Technology

BPA will buy wave-energy power generated at Oregon coast test site

BPA will buy wave-energy power generated at Oregon coast test site

By the fall of next year, Oregon State University’s new wave-energy testing facility off the coast of Newport could be kicking out its first volts of electricity as companies begin testing devices capable of harnessing the powerful wave energy.
The region’s largest power transmitter, the federal Bonneville Power Administration, will be the lone customer for that emissions-free energy.
In a recent agreement with PacWave — OSU’s test facility developed in partnership with the U.S. Department of Energy and the state of Oregon — BPA agreed to buy all power generated at the site, which is licensed to produce up to 20 megawatts of electricity per hour, enough to power several thousand homes.
Dan Hellin, director of PacWave, said it’s unlikely the facility will get close to that output as companies test nascent wave energy technology, but it will help the center and the experimental companies gin up a bit of revenue and appeal to investors.
“We’ve worked for over 12 years to develop this, so it’s kind of exciting to actually, hopefully soon, have some steel in the water generating power,” Hellin said.
He expects at least two of the three companies that have so far signed on to test at the facility will be ready to get started by next fall.

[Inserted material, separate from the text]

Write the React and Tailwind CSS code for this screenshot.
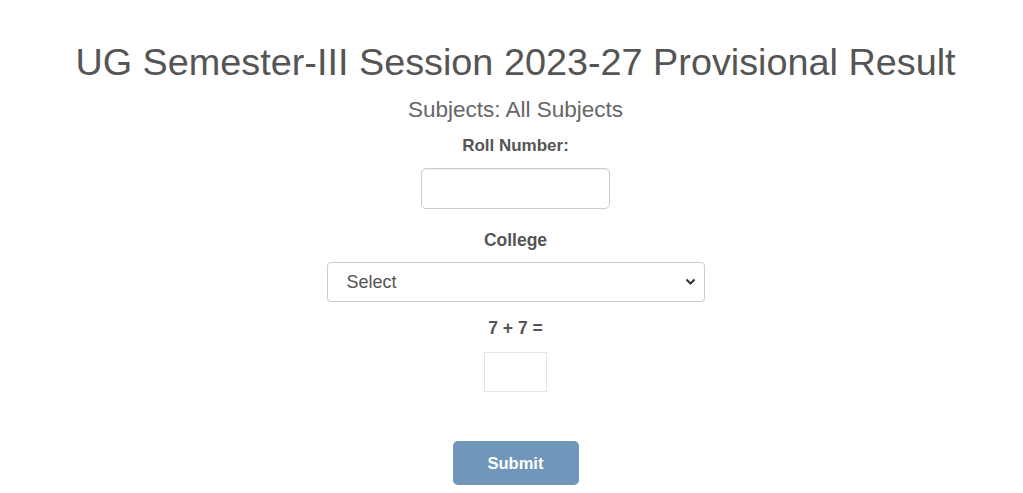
export default function App() {
  return (
    <div className="min-h-screen bg-white pl-2 pt-[38px] text-center font-['Liberation_Sans',Arial,sans-serif] text-[#555]">
      <h1 className="text-[37.8px] leading-[48px]">UG Semester-III Session 2023-27 Provisional Result</h1>
      <p className="mt-[11px] text-[22.5px] leading-[26px] text-[#666]">Subjects: All Subjects</p>

      <form className="flex flex-col items-center">
        <label className="mt-[11px] text-[17px] font-bold leading-[24px]">Roll Number:</label>
        <input
          type="text"
          className="mt-[10px] h-[41px] w-[189px] rounded-[5px] border border-[#ccc] bg-white px-3 shadow-[inset_0_1px_1px_rgba(0,0,0,0.075)] outline-none"
        />

        <label className="mt-[19px] text-[17.5px] font-bold leading-[24px]">College</label>
        <div className="relative mt-[10px] w-[378px]">
          <select className="h-[40px] w-full appearance-none rounded-[4px] border border-[#ccc] bg-white pl-[19px] text-left text-[18px] text-[#555] outline-none">
            <option>Select</option>
          </select>
          <svg
            className="pointer-events-none absolute right-[9px] top-[16px]"
            width="11"
            height="8"
            viewBox="0 0 11 8"
          >
            <path d="M1.5 1.5 L5.5 5.5 L9.5 1.5" fill="none" stroke="#333" strokeWidth="2" />
          </svg>
        </div>

        <label className="mt-[14px] text-[17.5px] font-bold leading-[24px]">7 + 7 =</label>
        <input
          type="text"
          className="mt-[12px] h-[40px] w-[63px] border border-[#e4e4e4] bg-white outline-none"
        />

        <button
          type="button"
          className="mt-[49px] h-[44px] w-[126px] rounded-[5px] bg-[#7097b9] text-[16.5px] font-bold text-white"
        >
          Submit
        </button>
      </form>
    </div>
  );
}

PacWave provides all the infrastructure companies need to connect their wave-energy devices to infrastructure for distribution on land.

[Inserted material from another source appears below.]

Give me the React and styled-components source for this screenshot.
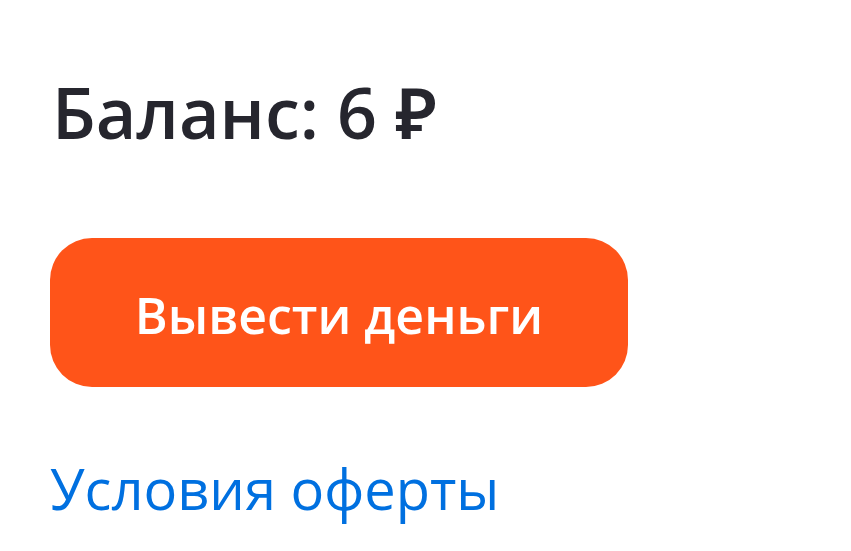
import React from 'react';
import styled, { createGlobalStyle } from 'styled-components';

const GlobalStyle = createGlobalStyle`
  body {
    margin: 0;
    background: #fff;
    font-family: "Open Sans", "Noto Sans", sans-serif;
  }
`;

const Wrapper = styled.div`
  display: flex;
  flex-direction: column;
  align-items: flex-start;
  padding: 67px 50px 0;
`;

const Balance = styled.h1`
  margin: 0 0 0 2px;
  font-size: 70px;
  font-weight: 600;
  line-height: 1.3;
  color: #26262e;
`;

const WithdrawButton = styled.button`
  margin-top: 80px;
  width: 578px;
  height: 149px;
  padding: 4px 0 0;
  border: none;
  border-radius: 42px;
  background: #ff5419;
  color: #fff;
  font-family: inherit;
  font-size: 50px;
  font-weight: 600;
  cursor: pointer;
`;

const OfferLink = styled.a`
  margin-top: 65px;
  font-size: 56px;
  line-height: 1.3;
  color: #0070e0;
  text-decoration: none;
`;

export default function App() {
  return (
    <Wrapper>
      <GlobalStyle />
      <Balance>Баланс: 6 ₽</Balance>
      <WithdrawButton>Вывести деньги</WithdrawButton>
      <OfferLink href="#">Условия оферты</OfferLink>
    </Wrapper>
  );
}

From the station, four subsea cables, each about 50 miles long, connect devices in the ocean to onshore facilities where researchers can move and monitor energy.
The power that the companies generate will be delivered to BPA and its customers via the Central Lincoln Public Utility District’s distribution facility. According to the agreement, BPA will buy the power at a market rate set by the Western Energy Imbalance Market, an energy trading market operating across 10 states.
The speed at which the facility begins operating, and that companies begin testing, depends, too, on reliable funding from the U.S. Department of Energy, Hellin said.
The wave energy industry is not under the same pressure that offshore wind and solar have faced under the current administration, he insists, and PacWave earlier this year got the blessing to move forward in its operational phase, following the completion of its construction phase, from Chris Wright, U.S. energy secretary.
“We took that as a very positive sign for the wave energy, marine energy, industry,” Hellin said.
Like all newer, renewable energy sources, wave power cannot become cost competitive with other sources until the technology is perfected, Hellin said.
“Now wind and solar are competitive, if not cheaper, than some of the traditional forms of power generation. Wave is still at that early stage,” he said.